Located in Southwestern South Dakota, Badlands National Park (www.nps.gov/badl) features a rugged landscape dotted with an almost otherworldly collection of geological formations. The windshield views of the convoluted rock formations are spectacular, so you don’t even need to get out of your vehicle to enjoy it all. On the other hand, if you’d like to linger a bit, there are plenty of wheelchair-accessible trails and overlooks along the way, as well as an accessible lodge to spend the night.
Take a Hike
Although the landscape looks foreboding, it’s easy to get a good overview of the park from a drive along Badlands Loop Road, There’s no shortage of accessible viewpoints and pullouts along the way, most of which aren’t even marked on the park map.
There are also several accessible trails along Badlands Loop Road, including the Window Trail and the Door Trail, which are just a short drive from the visitor center. Both trails can be accessed from the same parking lot, which includes accessible parking and an accessible vault toilet.
The Window Trail is located on the south side of the parking lot. The level boardwalk leads out to a natural window that looks out on eerie hoodoo-like formations off in the distance. It’s a pleasant quarter-mile out-and-back stroll.
The Door Trail is located at the other end of the parking lot, near the much needed shade structure. The level boardwalk snakes between a break in the Badlands Wall — called The Door — and opens up to a sweeping sandstone canon view at the end. It’s a .75-mile round-trip hike, and if you need a break, there are a few benches along the way.

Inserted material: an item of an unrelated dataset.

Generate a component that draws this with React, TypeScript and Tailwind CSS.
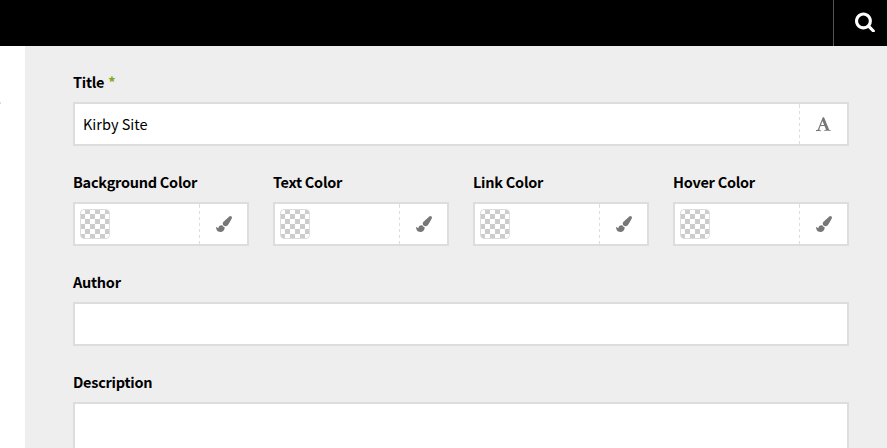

And don’t miss the Fossil Exhibit Trail, which is located near White River Valley Overlook. Accessible parking and an accessible vault toilet are located near the trailhead. This quarter-mile boardwalk features low bumpers for unobstructed views, and includes interpretive panels that describe the extinct creatures that once roamed the area. Examples of fossils are also located along this nicely accessible loop trail.
Each trail offers a different look at the varied landscape, but don’t forget the sunscreen, as shade is in short supply in this neck of the woods
Stay a Spell
If you’d like to spend a few days in the park, then check out Cedar Pass Lodge (www.cedarpasslodge.com), which is one of the newest properties in the national park system. You just can’t beat the location either — it’s right next door to the Ben Reifel Visitor Center.
Designed to resemble the rustic 1928 Cedar Pass cabins, the modern incarnation includes all the creature comforts that travelers expect today. It has several accessible cabins, including cabin 101, a duplex model.
Access features include ramp access to the front porch, wide doorways, excellent pathway access, a lowered clothing rod, and wood floors for easy rolling. The interior is equally striking and includes walls paneled with beetle-kill pine from the Black Hills, and furnishings that are hand-crafted from Lodgepole pines.
Furnishings include a 23-inch high bed with wheelchair access on both sides, a table, two chairs, a refrigerator and a microwave. There’s also level access out to the spacious back deck, which is a great place to enjoy the sunset.
The bathroom is furnished with a roll-in shower with grab bars, a hand-held showerhead and a padded shower bench. The toilet grab bars are located on the back and right walls (as seated), and the bathroom also includes a roll-under sink and a lowered mirror. And like the rest of the cabin, there’s plenty of room to maneuver even the largest wheelchair or scooter around the bathroom.
There’s also good access to the public areas of the property, including the gift shop, registration area and the restaurant. The only in-park lodging option in Badlands National Park, Cedar Pass Lodge makes a great home-base for any Badlands visit. And you just can’t beat the scenery!